По всему городу вылавливали военных, главным образом под руководством матросов, и расстреливали в Мариинском парке. Многие спаслись чудом. Были случаи, что людей спасали и красные командиры, сами бывшие офицеры, перешедшие на службу к большевикам. Один такой офицер, бывший во главе отряда, когда от одного из офицеров, проходившего по улице, красноармейцы потребовали документ и когда тот протянул ему свой документ, по-французски сказал ему: «Вы с ума сошли, что даете такой документ, вас расстреляют» - и, воспользовавшись неграмотностью красноармейца, отпустил обреченного. Видно было, что многие офицеры, очутившиеся в рядах большевистской армии, служили там по необходимости. Находились среди большевиков люди, которые шептали арестованным: «Бегите скорей» - и некоторым это удавалось благодаря царившему во дворце беспорядку. Расстреливали матросы, подростки, солдаты, любители. Рубили шашками, издевались, говоря, что отправляют «в штаб Духонина». А потом убитых сваливали в яму, вырытую в Мариинском парке. Без допроса, по «революционной совести». Это было деяние Троцкого - жидовская месть, выполняемая обезумевшими матросами. Избиение длилось три дня и насчитывает 5800 жертв. Описать эти картины во всем их разбойном ужасе невозможно. Человек терял свой образ высшего существа и превращался в зверя.

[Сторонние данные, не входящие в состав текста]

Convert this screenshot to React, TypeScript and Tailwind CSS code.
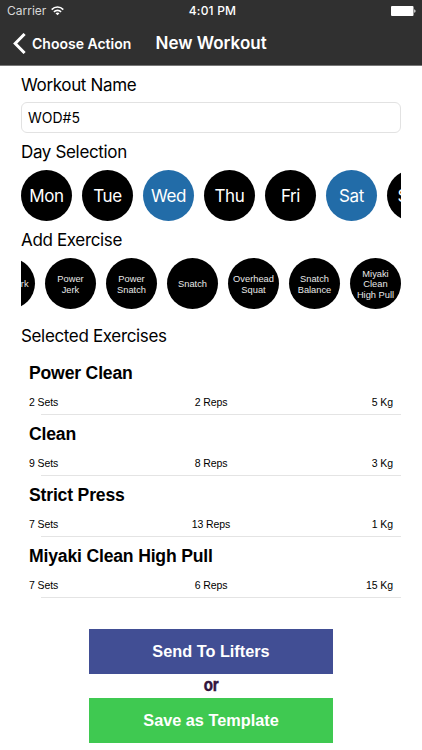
import clsx from "clsx";

const days = [
  { label: "Mon", selected: false },
  { label: "Tue", selected: false },
  { label: "Wed", selected: true },
  { label: "Thu", selected: false },
  { label: "Fri", selected: false },
  { label: "Sat", selected: true },
  { label: "Sun", selected: false },
];

const exercises = [
  ["Split Jerk"],
  ["Power", "Jerk"],
  ["Power", "Snatch"],
  ["Snatch"],
  ["Overhead", "Squat"],
  ["Snatch", "Balance"],
  ["Miyaki", "Clean", "High Pull"],
];

const selectedExercises = [
  { name: "Power Clean", sets: 2, reps: 2, weight: 5 },
  { name: "Clean", sets: 9, reps: 8, weight: 3 },
  { name: "Strict Press", sets: 7, reps: 13, weight: 1 },
  { name: "Miyaki Clean High Pull", sets: 7, reps: 6, weight: 15 },
];

function StatusBar() {
  return (
    <div className="grid h-[22px] grid-cols-3 items-center pl-[7px] pr-[6px] text-[12px] leading-none">
      <div className="flex items-center gap-[5px]">
        <span className="text-[#d8d8d8]">Carrier</span>
        <svg width="13" height="10" viewBox="0 0 13 10" fill="none" stroke="#fff" strokeWidth="1.6">
          <path d="M0.7 3.6C4 0.2 9 0.2 12.3 3.6" />
          <path d="M2.9 5.9C5 3.8 8 3.8 10.1 5.9" />
          <path d="M4.5 7.2C5.7 6.2 7.3 6.2 8.5 7.2L6.5 9.3Z" fill="#fff" stroke="none" />
        </svg>
      </div>
      <span className="pl-[2px] text-center font-medium tracking-[0.2px]">4:01 PM</span>
      <svg className="justify-self-end" width="25" height="10" viewBox="0 0 25 10">
        <rect width="22.5" height="10" rx="1" fill="#fff" />
        <path d="M23.3 3.2C24.9 3.7 24.9 6.3 23.3 6.8Z" fill="#fff" />
      </svg>
    </div>
  );
}

function Header() {
  return (
    <header className="h-[66px] border-b border-[#777] bg-[#303030] text-white">
      <StatusBar />
      <div className="flex h-[43px] items-center pl-[13px]">
        <svg width="13" height="21" viewBox="0 0 13 21" fill="none" stroke="#fff" strokeWidth="3">
          <path d="M11.6 1L2.2 10.5L11.6 20" />
        </svg>
        <span className="ml-[6px] w-[123px] whitespace-nowrap text-[14px] font-semibold">Choose Action</span>
        <h1 className="whitespace-nowrap pl-[0.5px] text-[17px] font-semibold">New Workout</h1>
      </div>
    </header>
  );
}

function Label({ children }: { children: string }) {
  return <h2 className="text-[17px] leading-[22px] tracking-[-0.35px]">{children}</h2>;
}

export default function App() {
  return (
    <div className="h-[750px] w-[422px] overflow-hidden bg-white font-['Inter',sans-serif] text-black">
      <Header />
      <main className="px-[21px] pt-[8px]">
        <Label>Workout Name</Label>
        <input
          className="mt-[6px] block h-[31px] w-[380px] rounded-[6px] border border-[#e2e2e2] px-[6px] text-[14px] outline-none"
          defaultValue="WOD#5"
        />

        <div className="mt-[8px]">
          <Label>Day Selection</Label>
        </div>
        <div className="mt-[7px] flex gap-[10px] overflow-hidden">
          {days.map((d) => (
            <button
              key={d.label}
              className={clsx(
                "flex size-[51px] shrink-0 items-center justify-center rounded-full pt-[2px] text-[17px] tracking-[-0.4px] text-white",
                d.selected ? "bg-[#226ca8]" : "bg-black"
              )}
            >
              {d.label}
            </button>
          ))}
        </div>

        <div className="mt-[8px]">
          <Label>Add Exercise</Label>
        </div>
        <div className="mt-[7px] flex justify-end gap-[10px] overflow-hidden font-['Liberation_Sans',sans-serif]">
          {exercises.map((lines) => (
            <button
              key={lines.join(" ")}
              className="flex size-[51px] shrink-0 flex-col items-center justify-center whitespace-nowrap rounded-full bg-black pt-[2px] text-[9.3px] leading-[10.5px] text-[#e8e8e8]"
            >
              {lines.map((line) => (
                <span key={line}>{line}</span>
              ))}
            </button>
          ))}
        </div>

        <div className="mt-[16px]">
          <Label>Selected Exercises</Label>
        </div>
        <ul className="mt-[7px] font-['Liberation_Sans',sans-serif]">
          {selectedExercises.map((e) => (
            <li key={e.name} className="h-[61px]">
              <div className="flex h-[60px] flex-col justify-between px-2 pt-[8px] pb-[5px]">
                <h3 className="text-[17.6px] leading-[22px] font-bold tracking-[-0.18px]">{e.name}</h3>
                <div className="grid grid-cols-3 text-[10.5px] leading-[13px] tracking-[-0.1px]">
                  <span>{e.sets} Sets</span>
                  <span className="text-center">{e.reps} Reps</span>
                  <span className="text-right">{e.weight} Kg</span>
                </div>
              </div>
              <div className="ml-5 h-px bg-[#e4e4e4]" />
            </li>
          ))}
        </ul>

        <div className="mx-auto mt-[31px] flex w-[244px] flex-col font-['Liberation_Sans',sans-serif]">
          <button className="h-[45px] bg-[#414e94] text-[16.3px] font-bold text-white">Send To Lifters</button>
          <span className="flex h-[24px] scale-x-[0.84] items-center justify-center pb-px text-[18px] font-bold tracking-[-0.4px] text-[#32143c] [-webkit-text-stroke:0.5px_#32143c]">
            or
          </span>
          <button className="h-[45px] bg-[#3fc951] text-[16.3px] font-bold text-white">Save as Template</button>
        </div>
      </main>
    </div>
  );
}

В Дарнице стоял поезд Муравьева, главнокомандующего большевистской армией. К нему приводили арестованных там офицеров. Он просто давал знак, и их тут же на дворе расстреливали. Через несколько дней те трупы, которые не успели зарыть в Мариинском парке, свезли в анатомический театр. То, что я там видел, неописуемо. Вся зала была завалена трупами людей, закоченевших в разных позах. На некоторых были остатки одежды: в те времена еще не грабили так чисто, как впоследствии. При мне подвезли несколько ломовых подвод, груженных трупами офицеров. Они были навалены на платформы кое-как, и мне бросилась в глаза торчащая нога штабс-капитана, босая, с искривленными пальцами. Между трупами попадались и чиновники. На полу я видел труп генерала Иванова, с которым еще недавно обедал в ресторане. Его принимали за труп главнокомандующего генерала Николая Иудовича Иванова, на которого он был несколько похож.
Большевики по еврейской традиции работали на уничтожение своего врага, а этим врагом тогда были русские офицеры. Это вовсе не были жертвы народного озлобления, ибо действовал не народ, а красноармейцы, руководимые жидами.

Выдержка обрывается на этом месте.